This Week's Reads

As a person who reads a lot, I constantly find myself filing away interesting articles for later use/research. (I just checked my Instapaper and I have over 1,200 articles saved.) Most of these articles are at least tangentially related to tech. However, I rarely get around to revisiting those articles as planned. So, I thought it would be a good idea to start rounding up my favorites on a weekly basis and sharing them here as a form of motivation.

Anyway, without much further ado, here’s this week’s top picks.

The Problems of AI

What AI Still Can’t Do. The smarties at the MIT Technology Review discuss some of the critical limitations of artificial intelligence. Essentially, AI is great at spotting correlations. For instance, a system can learn that when clouds appear in the sky, the probability of there being rain increases. However, as any decent statistician will tell you, correlation doesn’t imply causation. And that’s the problem with AI. As far as machine learning has come, machines aren’t able to understand complex causes, which will limit the application of the technology as we move into the future.

While “the science of causality” is a relatively new field of research in AI, it’s long been a topic of concern to philosophers going all the way back to David Hume. It’ll be interesting to see if AI researchers will turn to philosophers, especially Kant, as they continue to look into the problem of causation. (I imagine Kant would have a lot of interesting things to say about causation in response to this article.)

The History of CSS

Old CSS, New CSS. Eevee gives an amazing history of how CSS has evolved over the years. I find myself wanting to send this to non-tech folks who don’t understand just why web design is so hard and why it’s difficult to create a pixel-perfect replica of what your graphic designer put together in Photoshop. In 2020, it’s a really useful thought experiment to look back on the history of CSS to see how far we’ve come, and begin to generate ideas of where we go from here.

A screen capture of the Space Jam website, created around 1996, before the development of CSS.

The Space Jam website, circa 1996. Photo courtesy Eevee.

Cloud Cities

How the On-Demand Economy Reshaped Cities. Laura Bliss at City Lab takes a look at how on-demand apps like Uber are impacting our cities. She writes:

…the less-desirable consequences of replacing physical marketplaces with digital bundles of demand have been major. As ride-hailing emerged, the taxi industry in most cities has been gutted; in many others, traffic congestion has spiked and transit ridership has declined. Thanks to online short-term rentals, traditional hotels have seen a declining share of travelers opting for their wares and neighborhood housing shortages have been exacerbated by hosts who rent to Airbnb guests rather than full-time tenants. In some cases, once-residential neighborhoods have been emptied of locals and turned into streets of rentable ghost hotels.

I’ve been thinking about this article a lot as I wander around Chicago and find that all the places I used to know are slowly, one-by-one, closing down. From gas stations to hardware stores to cafes to big-box retailers, it seems like the real world is slowly disappearing. I’ve been thinking a lot about a key question: are cities obsolete?

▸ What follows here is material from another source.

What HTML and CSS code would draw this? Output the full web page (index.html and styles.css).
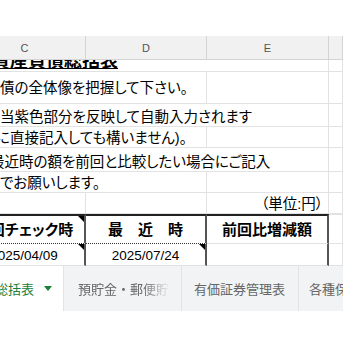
FILE: index.html
```html
<!DOCTYPE html>
<html lang="ja">
<head>
    <meta charset="UTF-8">
    <meta name="viewport" content="width=device-width, initial-scale=1.0">
    <title>資産負債総括表</title>
    <link rel="stylesheet" href="styles.css">
</head>
<body>
    <div class="sheet">
        <div class="top-space"></div>
        <div class="grid">
            <div class="col-head">C</div>
            <div class="col-head">D</div>
            <div class="col-head">E</div>
            <div class="col-head"></div>

            <div class="cell title span-3"><span class="title-text">資産負債総括表</span></div>
            <div class="cell"></div>

            <div class="cell span-2 row-b"><span class="spill">債の全体像を把握して下さい。</span></div>
            <div class="cell"></div>
            <div class="cell"></div>

            <div class="cell span-3"><span class="spill">当紫色部分を反映して自動入力されます</span></div>
            <div class="cell"></div>

            <div class="cell span-2"><span class="spill cut-d">に直接記入しても構いません)。</span></div>
            <div class="cell"></div>
            <div class="cell"></div>

            <div class="cell span-3"><span class="spill cut-e">最近時の額を前回と比較したい場合にご記入</span></div>
            <div class="cell"></div>

            <div class="cell span-2"><span class="spill">でお願いします。</span></div>
            <div class="cell"></div>
            <div class="cell"></div>

            <div class="cell"></div>
            <div class="cell"></div>
            <div class="cell unit">（単位:円）</div>
            <div class="cell"></div>

            <div class="cell th dotted note">前回チェック時</div>
            <div class="cell th dotted">最　近　時</div>
            <div class="cell th">前回比増減額</div>
            <div class="cell th-out"></div>

            <div class="cell td note">2025/04/09</div>
            <div class="cell td note">2025/07/24</div>
            <div class="cell td"></div>
            <div class="cell"></div>
        </div>
        <div class="tabs">
            <div class="tab active">
                <span class="tab-label">負債総括表</span>
                <span class="caret"></span>
            </div>
            <div class="tab second"><span class="tab-label fade">預貯金・郵便貯金</span></div>
            <div class="tab third"><span class="tab-label">有価証券管理表</span></div>
            <div class="tab fourth"><span class="tab-label">各種保険</span></div>
        </div>
    </div>
</body>
</html>
```

FILE: styles.css
```css
body {
    margin: 0;
    padding: 0;
    background: #fff;
    font-family: "Liberation Sans", "Noto Sans CJK JP", sans-serif;
    color: #000;
}

.sheet {
    width: 343px;
    height: 343px;
    overflow: hidden;
    background: #fff;
}

.top-space {
    height: 36px;
}

.grid {
    display: grid;
    margin-left: -36px;
    width: 379px;
    grid-template-columns: 122px 121px 122px 1fr;
    grid-template-rows: 24px 12px 32px 23px 21px 24px 21px 21px 30px 22px;
}

.col-head {
    box-sizing: border-box;
    background: #f1f1f1;
    border-right: 1px solid #d4d4d4;
    border-bottom: 1px solid #d4d4d4;
    display: flex;
    align-items: center;
    justify-content: center;
    font-size: 11px;
    color: #555;
}

.cell {
    box-sizing: border-box;
    position: relative;
    border-right: 1px solid #e2e2e2;
    border-bottom: 1px solid #e2e2e2;
    overflow: hidden;
    white-space: nowrap;
    display: flex;
    align-items: flex-end;
    padding: 0 3px;
    font-size: 14.5px;
    line-height: 18px;
    font-feature-settings: "palt";
}

.span-2 {
    grid-column: span 2;
}

.span-3 {
    grid-column: span 3;
}

.spill {
    margin-left: 33px;
}

.cut-d {
    margin-left: 29px;
}

.cut-e {
    margin-left: 23px;
}

.title-text {
    margin-left: 25px;
    font-size: 18px;
    font-weight: bold;
    text-decoration: underline;
    line-height: 18px;
    padding-bottom: 1px;
}

.row-b {
    align-items: center;
}

.unit {
    justify-content: flex-end;
    padding-right: 5px;
}

/* 表部分 */
.th {
    border-top: 2px solid #222;
    border-right: 2px solid #555;
    justify-content: center;
    align-items: center;
    padding: 0;
    font-size: 15px;
    font-weight: bold;
}

.th-out {
    border-top: 1px solid #e2e2e2;
}

.dotted {
    border-bottom: 1px dotted #333;
}

.td {
    border-right: 2px solid #555;
    justify-content: center;
    align-items: center;
    padding: 2px 0 0;
    font-size: 13.5px;
}

.note::after {
    content: "";
    position: absolute;
    top: 0;
    right: 0;
    border-top: 6px solid #000;
    border-left: 6px solid transparent;
}

/* シートタブ */
.tabs {
    display: flex;
    height: 45px;
    background: #f1f3f4;
    font-family: "Noto Sans CJK JP", sans-serif;
    font-size: 13px;
    color: #666;
}

.tab {
    box-sizing: border-box;
    display: flex;
    align-items: center;
    border-right: 1px solid #e3e3e3;
    white-space: nowrap;
    overflow: hidden;
}

.tab.active {
    width: 64px;
    background: #fff;
    color: #188038;
}

.tab.active .tab-label {
    margin-left: -31px;
}

.caret {
    margin-left: 10px;
    border-top: 5px solid #188038;
    border-left: 4px solid transparent;
    border-right: 4px solid transparent;
}

.tab.second {
    width: 118px;
    padding-left: 14px;
}

.fade {
    width: 92px;
    overflow: hidden;
    -webkit-mask-image: linear-gradient(to right, #000 70%, transparent);
    mask-image: linear-gradient(to right, #000 70%, transparent);
}

.tab.third {
    width: 117px;
    padding-left: 12px;
}

.tab.fourth {
    flex: 1;
    padding-left: 10px;
    border-right: none;
}
```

Cities exist as physical manifestations of capital. Chicago began as a trading post, as it provided a convenient link between the Great Lakes and the Mississippi River. During the Industrial Revolution, populations flocked to cities for jobs, as factories developed economies of scale in convenient geographic locations.

But what happens to cities as capital becomes increasingly digital, divorced from the limitations of physical geography? The internet has revolutionized the way we work. Many businesses no longer have to rely on centralized, physical factories for production in order to be profitable. Businesses now increasingly rely on cloud economies. The result is that industries that once relied on place as a core part of their business model are becoming obsolete.

But as place becomes increasingly divorced from the production of capital, what does that mean for our cities? In a world where one can remote into work from virtually any location on the planet, what advantage is there in living close to the city center? When one can order literally anything they can imagine on Amazon, what need is there to live in a vibrant neighborhood close to major centers of commerce? When one can find a date on an app and hang out with their friends on Instagram and Face Time, is there a need to live in populous cities filled with social spaces like cafes and bars?

Only time will tell what cities will look like as cloud economies continue to develop.